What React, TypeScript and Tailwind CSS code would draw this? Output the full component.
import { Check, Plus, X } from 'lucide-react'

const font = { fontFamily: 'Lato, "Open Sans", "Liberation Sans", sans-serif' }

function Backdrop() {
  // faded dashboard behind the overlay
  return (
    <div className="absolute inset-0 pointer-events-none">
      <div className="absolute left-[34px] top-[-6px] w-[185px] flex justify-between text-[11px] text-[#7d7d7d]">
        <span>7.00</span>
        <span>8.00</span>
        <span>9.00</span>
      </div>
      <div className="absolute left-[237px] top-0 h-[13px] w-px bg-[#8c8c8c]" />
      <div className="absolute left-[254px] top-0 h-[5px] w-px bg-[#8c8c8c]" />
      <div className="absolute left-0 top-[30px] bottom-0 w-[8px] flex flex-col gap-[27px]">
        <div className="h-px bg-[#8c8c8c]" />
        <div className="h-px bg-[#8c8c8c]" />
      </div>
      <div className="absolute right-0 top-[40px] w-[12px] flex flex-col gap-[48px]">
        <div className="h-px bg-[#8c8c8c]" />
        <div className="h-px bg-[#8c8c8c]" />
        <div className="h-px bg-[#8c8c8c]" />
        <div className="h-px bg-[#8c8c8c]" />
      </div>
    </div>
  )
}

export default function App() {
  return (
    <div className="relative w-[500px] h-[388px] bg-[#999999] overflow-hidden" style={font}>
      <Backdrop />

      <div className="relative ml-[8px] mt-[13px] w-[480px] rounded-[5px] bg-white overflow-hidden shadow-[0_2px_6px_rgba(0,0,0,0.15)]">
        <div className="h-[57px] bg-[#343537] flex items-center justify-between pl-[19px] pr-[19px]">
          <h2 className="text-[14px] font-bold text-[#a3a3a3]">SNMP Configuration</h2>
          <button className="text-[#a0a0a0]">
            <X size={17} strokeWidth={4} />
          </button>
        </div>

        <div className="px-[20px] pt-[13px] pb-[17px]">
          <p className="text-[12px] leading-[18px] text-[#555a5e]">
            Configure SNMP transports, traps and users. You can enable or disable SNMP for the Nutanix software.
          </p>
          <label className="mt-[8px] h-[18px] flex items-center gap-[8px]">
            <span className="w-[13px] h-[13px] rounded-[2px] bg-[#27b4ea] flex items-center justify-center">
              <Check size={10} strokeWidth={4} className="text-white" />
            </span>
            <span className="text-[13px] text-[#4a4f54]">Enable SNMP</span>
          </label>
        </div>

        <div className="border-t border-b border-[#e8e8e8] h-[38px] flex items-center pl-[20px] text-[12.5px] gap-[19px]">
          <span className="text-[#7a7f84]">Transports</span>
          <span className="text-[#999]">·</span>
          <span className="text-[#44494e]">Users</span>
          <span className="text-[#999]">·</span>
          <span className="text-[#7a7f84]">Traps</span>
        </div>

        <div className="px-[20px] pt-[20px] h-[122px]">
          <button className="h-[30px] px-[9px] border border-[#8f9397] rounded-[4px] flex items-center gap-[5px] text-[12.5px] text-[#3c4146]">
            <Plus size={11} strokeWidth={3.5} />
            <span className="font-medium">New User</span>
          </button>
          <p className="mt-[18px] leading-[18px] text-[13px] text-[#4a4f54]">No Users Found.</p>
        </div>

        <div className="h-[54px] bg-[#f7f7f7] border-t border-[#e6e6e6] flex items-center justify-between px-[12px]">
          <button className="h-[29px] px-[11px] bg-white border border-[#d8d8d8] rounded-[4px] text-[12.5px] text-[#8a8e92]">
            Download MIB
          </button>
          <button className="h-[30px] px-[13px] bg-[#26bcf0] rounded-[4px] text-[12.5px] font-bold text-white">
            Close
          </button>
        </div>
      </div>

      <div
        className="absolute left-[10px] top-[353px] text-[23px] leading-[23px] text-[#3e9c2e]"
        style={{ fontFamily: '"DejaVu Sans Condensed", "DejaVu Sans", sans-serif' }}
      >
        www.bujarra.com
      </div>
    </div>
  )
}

- - - -

§ What to work on
Reproduce the complete data exactly as presented above.

§ Final answer
What React, TypeScript and Tailwind CSS code would draw this? Output the full component.
import { Check, Plus, X } from 'lucide-react'

const font = { fontFamily: 'Lato, "Open Sans", "Liberation Sans", sans-serif' }

function Backdrop() {
  // faded dashboard behind the overlay
  return (
    <div className="absolute inset-0 pointer-events-none">
      <div className="absolute left-[34px] top-[-6px] w-[185px] flex justify-between text-[11px] text-[#7d7d7d]">
        <span>7.00</span>
        <span>8.00</span>
        <span>9.00</span>
      </div>
      <div className="absolute left-[237px] top-0 h-[13px] w-px bg-[#8c8c8c]" />
      <div className="absolute left-[254px] top-0 h-[5px] w-px bg-[#8c8c8c]" />
      <div className="absolute left-0 top-[30px] bottom-0 w-[8px] flex flex-col gap-[27px]">
        <div className="h-px bg-[#8c8c8c]" />
        <div className="h-px bg-[#8c8c8c]" />
      </div>
      <div className="absolute right-0 top-[40px] w-[12px] flex flex-col gap-[48px]">
        <div className="h-px bg-[#8c8c8c]" />
        <div className="h-px bg-[#8c8c8c]" />
        <div className="h-px bg-[#8c8c8c]" />
        <div className="h-px bg-[#8c8c8c]" />
      </div>
    </div>
  )
}

export default function App() {
  return (
    <div className="relative w-[500px] h-[388px] bg-[#999999] overflow-hidden" style={font}>
      <Backdrop />

      <div className="relative ml-[8px] mt-[13px] w-[480px] rounded-[5px] bg-white overflow-hidden shadow-[0_2px_6px_rgba(0,0,0,0.15)]">
        <div className="h-[57px] bg-[#343537] flex items-center justify-between pl-[19px] pr-[19px]">
          <h2 className="text-[14px] font-bold text-[#a3a3a3]">SNMP Configuration</h2>
          <button className="text-[#a0a0a0]">
            <X size={17} strokeWidth={4} />
          </button>
        </div>

        <div className="px-[20px] pt-[13px] pb-[17px]">
          <p className="text-[12px] leading-[18px] text-[#555a5e]">
            Configure SNMP transports, traps and users. You can enable or disable SNMP for the Nutanix software.
          </p>
          <label className="mt-[8px] h-[18px] flex items-center gap-[8px]">
            <span className="w-[13px] h-[13px] rounded-[2px] bg-[#27b4ea] flex items-center justify-center">
              <Check size={10} strokeWidth={4} className="text-white" />
            </span>
            <span className="text-[13px] text-[#4a4f54]">Enable SNMP</span>
          </label>
        </div>

        <div className="border-t border-b border-[#e8e8e8] h-[38px] flex items-center pl-[20px] text-[12.5px] gap-[19px]">
          <span className="text-[#7a7f84]">Transports</span>
          <span className="text-[#999]">·</span>
          <span className="text-[#44494e]">Users</span>
          <span className="text-[#999]">·</span>
          <span className="text-[#7a7f84]">Traps</span>
        </div>

        <div className="px-[20px] pt-[20px] h-[122px]">
          <button className="h-[30px] px-[9px] border border-[#8f9397] rounded-[4px] flex items-center gap-[5px] text-[12.5px] text-[#3c4146]">
            <Plus size={11} strokeWidth={3.5} />
            <span className="font-medium">New User</span>
          </button>
          <p className="mt-[18px] leading-[18px] text-[13px] text-[#4a4f54]">No Users Found.</p>
        </div>

        <div className="h-[54px] bg-[#f7f7f7] border-t border-[#e6e6e6] flex items-center justify-between px-[12px]">
          <button className="h-[29px] px-[11px] bg-white border border-[#d8d8d8] rounded-[4px] text-[12.5px] text-[#8a8e92]">
            Download MIB
          </button>
          <button className="h-[30px] px-[13px] bg-[#26bcf0] rounded-[4px] text-[12.5px] font-bold text-white">
            Close
          </button>
        </div>
      </div>

      <div
        className="absolute left-[10px] top-[353px] text-[23px] leading-[23px] text-[#3e9c2e]"
        style={{ fontFamily: '"DejaVu Sans Condensed", "DejaVu Sans", sans-serif' }}
      >
        www.bujarra.com
      </div>
    </div>
  )
}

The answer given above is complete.